Find how many lines contain the word "React" and state that number alone.

[Supplied entries]:
>> BEGIN

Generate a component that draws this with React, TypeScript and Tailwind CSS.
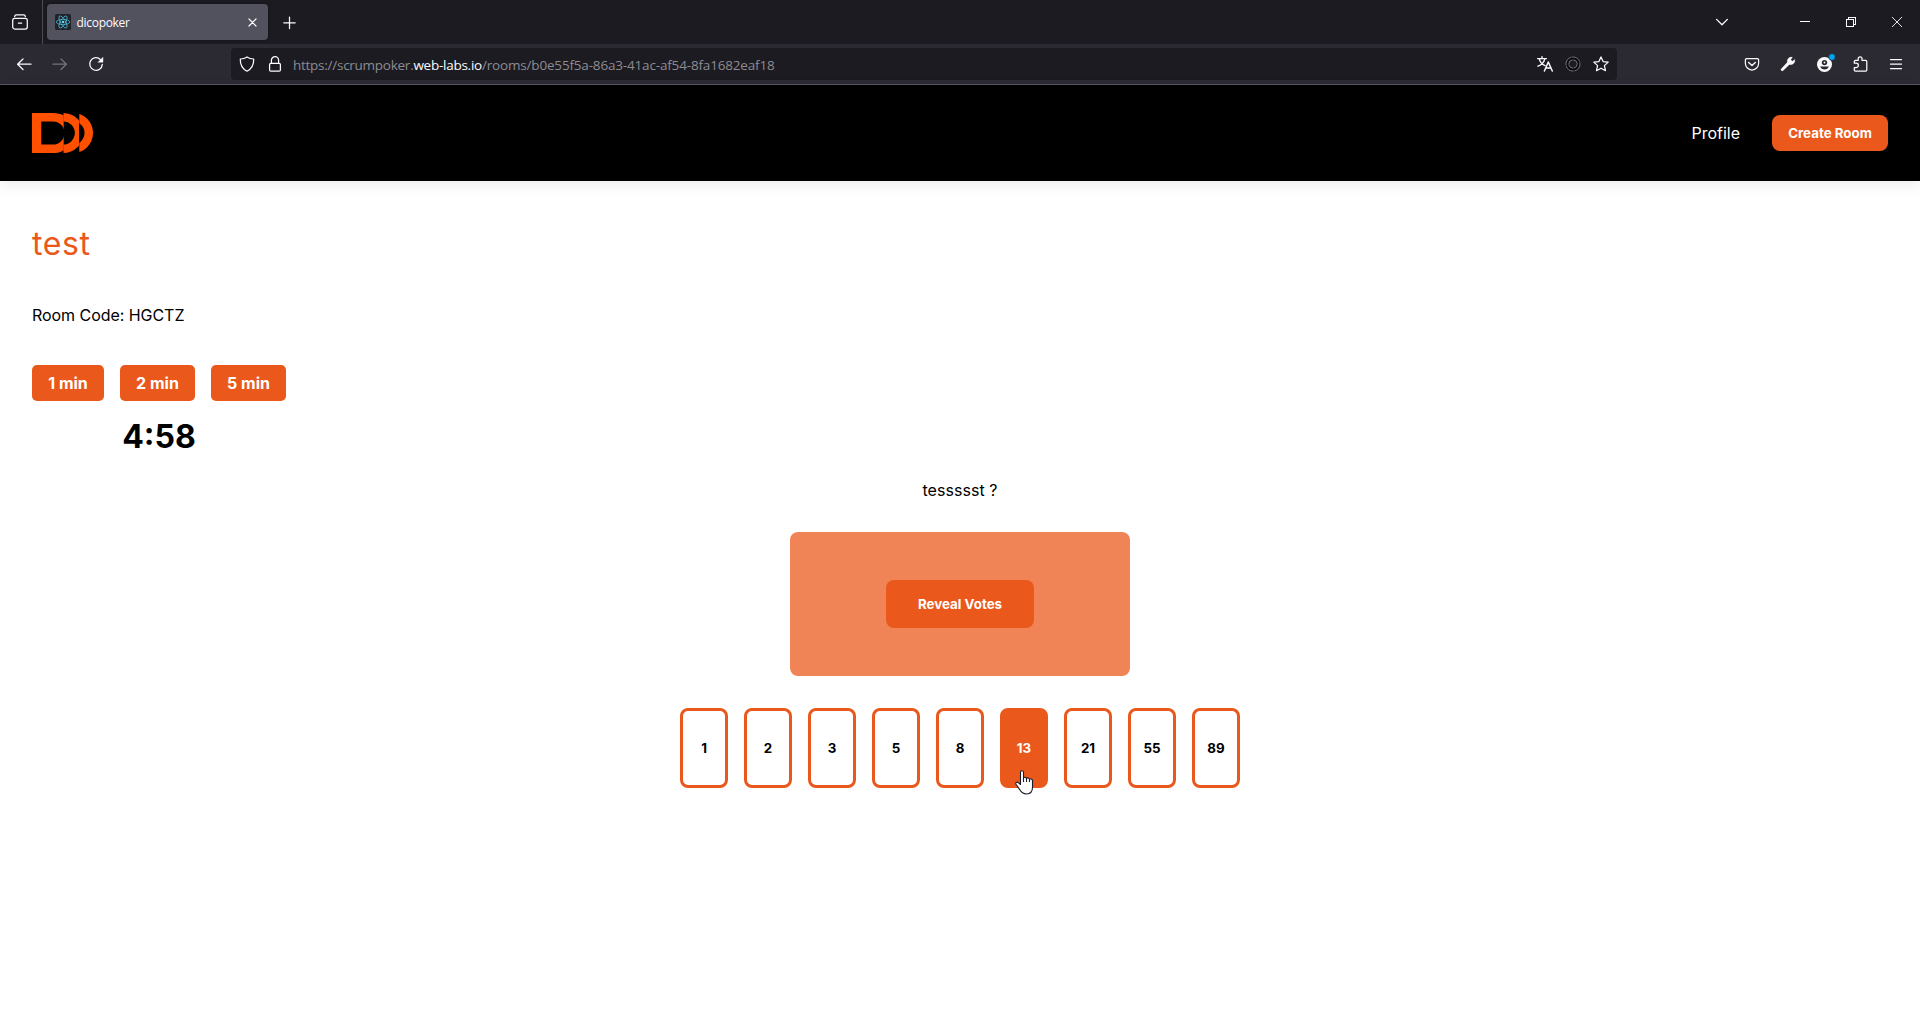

>> END
>> BEGIN

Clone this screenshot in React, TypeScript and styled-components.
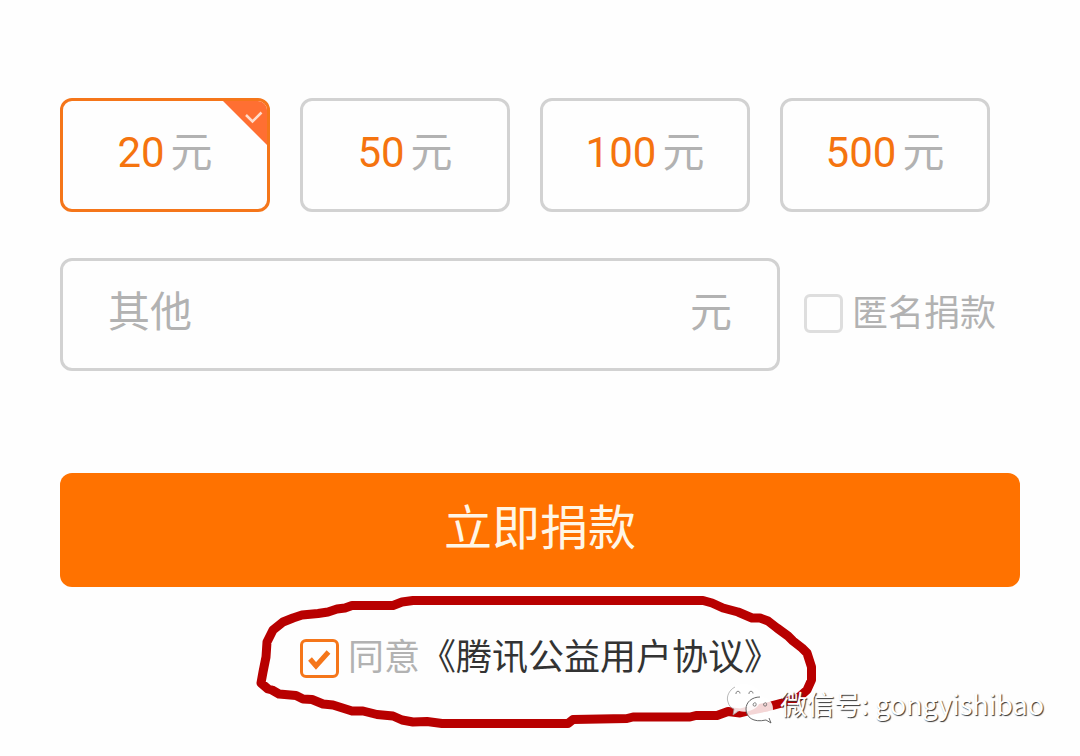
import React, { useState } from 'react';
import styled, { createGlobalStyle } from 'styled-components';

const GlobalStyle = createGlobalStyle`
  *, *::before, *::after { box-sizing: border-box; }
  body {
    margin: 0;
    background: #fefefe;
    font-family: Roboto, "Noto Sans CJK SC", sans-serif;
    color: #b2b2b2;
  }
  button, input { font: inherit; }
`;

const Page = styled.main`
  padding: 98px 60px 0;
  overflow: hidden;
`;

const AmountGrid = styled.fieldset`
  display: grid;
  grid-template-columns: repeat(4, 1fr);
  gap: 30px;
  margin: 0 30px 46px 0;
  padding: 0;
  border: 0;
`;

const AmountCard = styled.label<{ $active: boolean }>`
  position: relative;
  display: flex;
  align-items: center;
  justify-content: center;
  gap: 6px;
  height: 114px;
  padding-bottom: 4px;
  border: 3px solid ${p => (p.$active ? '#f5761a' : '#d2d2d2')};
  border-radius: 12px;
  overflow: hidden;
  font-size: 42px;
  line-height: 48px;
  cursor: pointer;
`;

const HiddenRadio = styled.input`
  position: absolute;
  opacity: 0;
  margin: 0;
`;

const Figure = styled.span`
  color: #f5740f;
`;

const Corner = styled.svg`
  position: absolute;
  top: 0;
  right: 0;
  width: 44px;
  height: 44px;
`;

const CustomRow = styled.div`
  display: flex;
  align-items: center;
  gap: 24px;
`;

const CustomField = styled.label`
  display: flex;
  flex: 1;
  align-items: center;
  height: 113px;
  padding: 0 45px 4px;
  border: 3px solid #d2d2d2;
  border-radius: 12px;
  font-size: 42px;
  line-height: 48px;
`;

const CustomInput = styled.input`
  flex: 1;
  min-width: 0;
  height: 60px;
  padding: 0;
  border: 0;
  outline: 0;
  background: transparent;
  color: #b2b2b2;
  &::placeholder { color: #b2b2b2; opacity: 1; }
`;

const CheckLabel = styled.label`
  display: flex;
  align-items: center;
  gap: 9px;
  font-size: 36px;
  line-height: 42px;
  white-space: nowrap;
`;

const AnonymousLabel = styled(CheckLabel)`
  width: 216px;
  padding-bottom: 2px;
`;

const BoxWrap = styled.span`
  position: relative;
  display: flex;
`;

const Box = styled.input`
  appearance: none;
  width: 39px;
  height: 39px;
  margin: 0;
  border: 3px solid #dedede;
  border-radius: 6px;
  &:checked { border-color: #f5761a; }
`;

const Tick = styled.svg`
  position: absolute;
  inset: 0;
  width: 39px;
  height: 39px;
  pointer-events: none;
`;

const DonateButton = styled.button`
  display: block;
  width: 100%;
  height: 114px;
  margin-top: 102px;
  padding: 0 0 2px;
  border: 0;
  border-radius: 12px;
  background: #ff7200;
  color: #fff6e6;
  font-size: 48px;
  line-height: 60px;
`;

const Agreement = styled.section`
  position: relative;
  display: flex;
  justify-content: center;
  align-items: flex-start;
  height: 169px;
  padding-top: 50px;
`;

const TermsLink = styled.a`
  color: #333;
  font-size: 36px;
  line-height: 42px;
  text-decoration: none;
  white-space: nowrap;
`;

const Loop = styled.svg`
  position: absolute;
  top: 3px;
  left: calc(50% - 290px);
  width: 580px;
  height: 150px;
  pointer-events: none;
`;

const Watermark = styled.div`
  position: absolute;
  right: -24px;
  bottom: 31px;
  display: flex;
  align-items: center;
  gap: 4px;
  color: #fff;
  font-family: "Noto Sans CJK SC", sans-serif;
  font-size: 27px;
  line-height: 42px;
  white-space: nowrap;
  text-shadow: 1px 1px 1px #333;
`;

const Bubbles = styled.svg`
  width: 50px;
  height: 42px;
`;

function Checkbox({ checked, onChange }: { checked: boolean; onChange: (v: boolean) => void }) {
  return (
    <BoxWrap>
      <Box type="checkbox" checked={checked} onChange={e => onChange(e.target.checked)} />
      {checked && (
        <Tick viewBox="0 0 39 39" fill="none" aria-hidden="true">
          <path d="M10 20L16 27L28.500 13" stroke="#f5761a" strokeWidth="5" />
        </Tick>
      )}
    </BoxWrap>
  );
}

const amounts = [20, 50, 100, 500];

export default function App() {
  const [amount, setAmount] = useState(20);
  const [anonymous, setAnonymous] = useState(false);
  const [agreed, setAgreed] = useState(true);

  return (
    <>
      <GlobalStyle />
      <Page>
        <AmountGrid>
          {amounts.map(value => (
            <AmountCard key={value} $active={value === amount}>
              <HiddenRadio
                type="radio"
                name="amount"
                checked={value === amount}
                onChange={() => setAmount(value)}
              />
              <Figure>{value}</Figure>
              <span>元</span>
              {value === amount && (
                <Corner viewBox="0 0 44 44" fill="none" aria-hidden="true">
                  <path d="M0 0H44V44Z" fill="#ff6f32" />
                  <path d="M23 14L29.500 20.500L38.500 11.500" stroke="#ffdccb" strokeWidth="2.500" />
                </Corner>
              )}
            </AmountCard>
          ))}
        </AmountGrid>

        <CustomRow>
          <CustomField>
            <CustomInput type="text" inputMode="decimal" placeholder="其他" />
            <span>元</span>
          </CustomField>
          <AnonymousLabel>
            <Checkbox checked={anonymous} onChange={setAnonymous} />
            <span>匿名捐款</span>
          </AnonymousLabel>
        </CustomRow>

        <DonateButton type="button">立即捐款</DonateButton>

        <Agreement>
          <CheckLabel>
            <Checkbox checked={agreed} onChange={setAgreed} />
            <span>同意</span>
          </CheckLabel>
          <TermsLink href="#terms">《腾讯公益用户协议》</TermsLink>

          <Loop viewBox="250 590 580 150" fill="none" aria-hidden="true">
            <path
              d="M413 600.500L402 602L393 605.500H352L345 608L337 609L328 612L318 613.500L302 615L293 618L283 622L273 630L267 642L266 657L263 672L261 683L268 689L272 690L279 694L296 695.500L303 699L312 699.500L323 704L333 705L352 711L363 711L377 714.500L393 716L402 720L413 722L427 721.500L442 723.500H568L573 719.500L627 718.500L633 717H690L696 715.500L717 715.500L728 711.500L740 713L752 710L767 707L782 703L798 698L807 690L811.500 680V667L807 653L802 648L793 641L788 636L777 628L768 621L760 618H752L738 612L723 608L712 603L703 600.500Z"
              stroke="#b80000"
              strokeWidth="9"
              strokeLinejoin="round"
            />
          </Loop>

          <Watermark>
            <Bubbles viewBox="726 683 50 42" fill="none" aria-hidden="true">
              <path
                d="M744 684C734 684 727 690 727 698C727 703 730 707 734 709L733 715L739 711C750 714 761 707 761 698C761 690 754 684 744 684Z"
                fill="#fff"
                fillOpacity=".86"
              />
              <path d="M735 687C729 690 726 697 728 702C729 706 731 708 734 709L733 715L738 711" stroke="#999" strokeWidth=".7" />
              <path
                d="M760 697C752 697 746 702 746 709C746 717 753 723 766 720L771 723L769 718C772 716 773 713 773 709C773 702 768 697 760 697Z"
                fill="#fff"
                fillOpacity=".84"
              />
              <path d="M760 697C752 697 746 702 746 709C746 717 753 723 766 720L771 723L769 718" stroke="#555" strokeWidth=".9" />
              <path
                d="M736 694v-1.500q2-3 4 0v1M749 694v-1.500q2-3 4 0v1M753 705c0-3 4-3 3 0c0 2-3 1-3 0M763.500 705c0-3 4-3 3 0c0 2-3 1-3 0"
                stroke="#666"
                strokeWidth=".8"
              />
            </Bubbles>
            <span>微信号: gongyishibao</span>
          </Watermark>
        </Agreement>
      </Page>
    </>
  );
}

>> END

[Solution for this problem]:
3